Além disso, as análises dos estudos das narrativas orais dos sujeitos de Santa Tereza sobre processos identitários nos conduzem para as leituras da História da escravidão no Baixo Amazonas, a partir das comunidades negras do Rio Andirá. Os autores também mencionam a importância de analisar a presença negra na Amazônia não apenas pelo viés da quantidade numérica, mas também pelos múltiplos significados de sua presença e como ela se articulou aos espaços e mundo amazônicos. 
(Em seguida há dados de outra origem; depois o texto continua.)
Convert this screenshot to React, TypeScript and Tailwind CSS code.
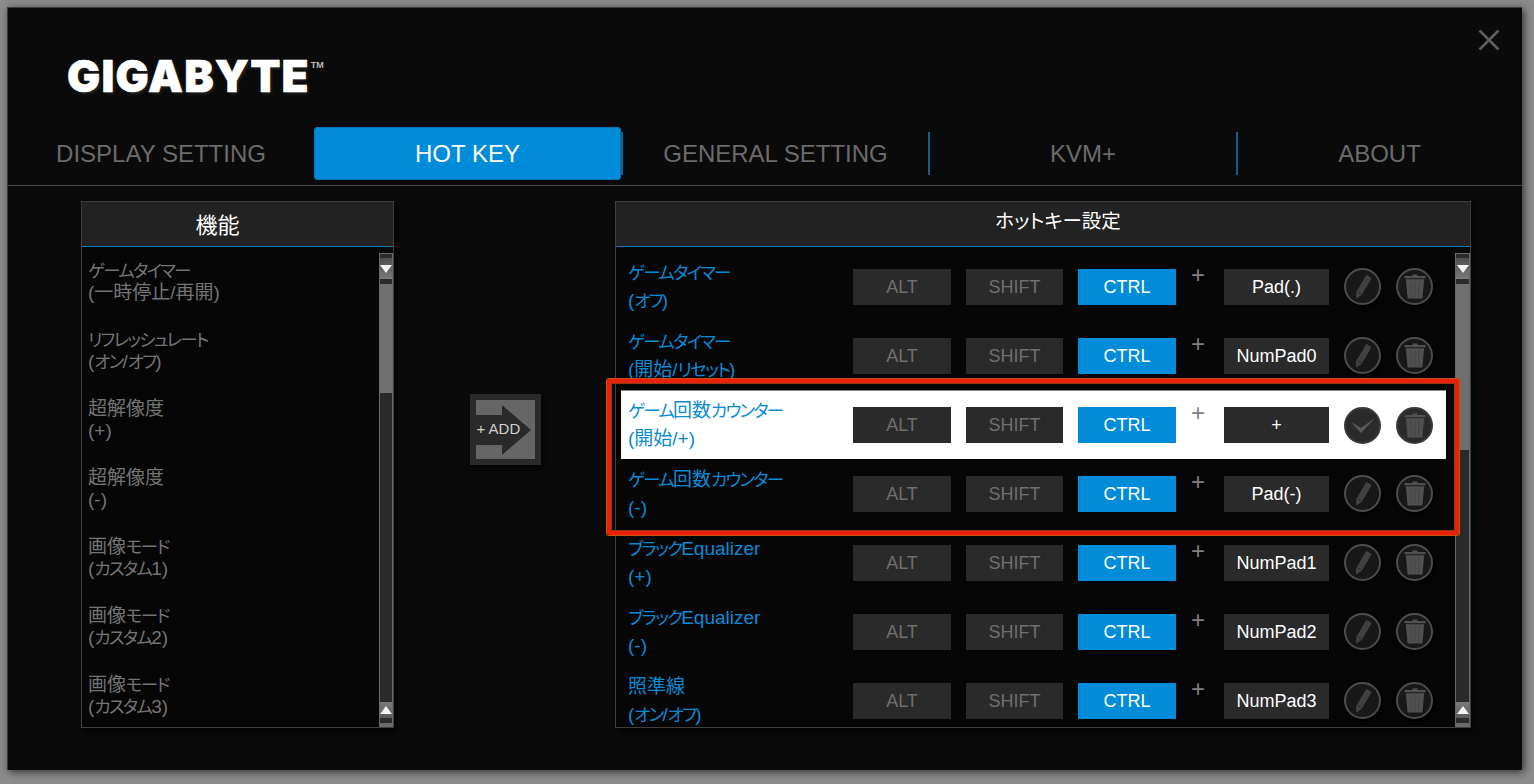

O livro conclui com uma análise complexa, intitulada “A presença negra no Boi-Bumbá de Parintins”, escrita por Deilson do Carmo Trindade. Neste capítulo, o autor destaca a importância de reconhecer a contribuição e a resistência das comunidades negras no contexto do Festival Folclórico. Ele conta a origem do boi-bumbá no Amazonas, que remonta a 1859, quando foi apresentado como uma dança de negros em homenagem a São Pedro e São Paulo. As figuras de Pai Francisco e Mãe Catirina, embora obrigatórias, passam quase despercebidas, e o negro, que introduziu o boi-bumbá, é silenciado à medida que o folguedo ganha nova conotação, como explica o autor no trecho:

No Brasil, segundo Nogueira (2006), quando se trata de indivíduos negros, por mais escuro que seja o tom de sua pele, é preferível que haja uma acomodação em expressões eufêmicas como moreno ou morena. Portanto, acreditamos que a morena bela cantada nos versos das primeiras toadas de boi-bumbá em Parintins é negra, foi acomodada ao termo e, como consequência, teve sua invisibilidade acentuada (SILVA; ROCHA, 2022, p. 235).

Em suma, “Áfricas, Escravidão e Liberdade” não apenas preenche uma lacuna na historiografia regional, mas também oferece uma contribuição importante para a compreensão das complexidades históricas e culturais das presenças negras na Amazônia. A abordagem diversificada e as análises cuidadosas dos diferentes capítulos organizados por Julio Claudio e João Marinho proporcionam ao leitor uma visão abrangente e esclarecedora sobre a rica história dessas comunidades presentes na região Norte até os dias atuais. Além disso, a obra responde aos desafios na escrita da história dessas comunidades negras, destacando suas estratégias de luta e resistência, contribuindo para uma história mais justa dessas populações, que, até então, foram ignoradas na região amazônica.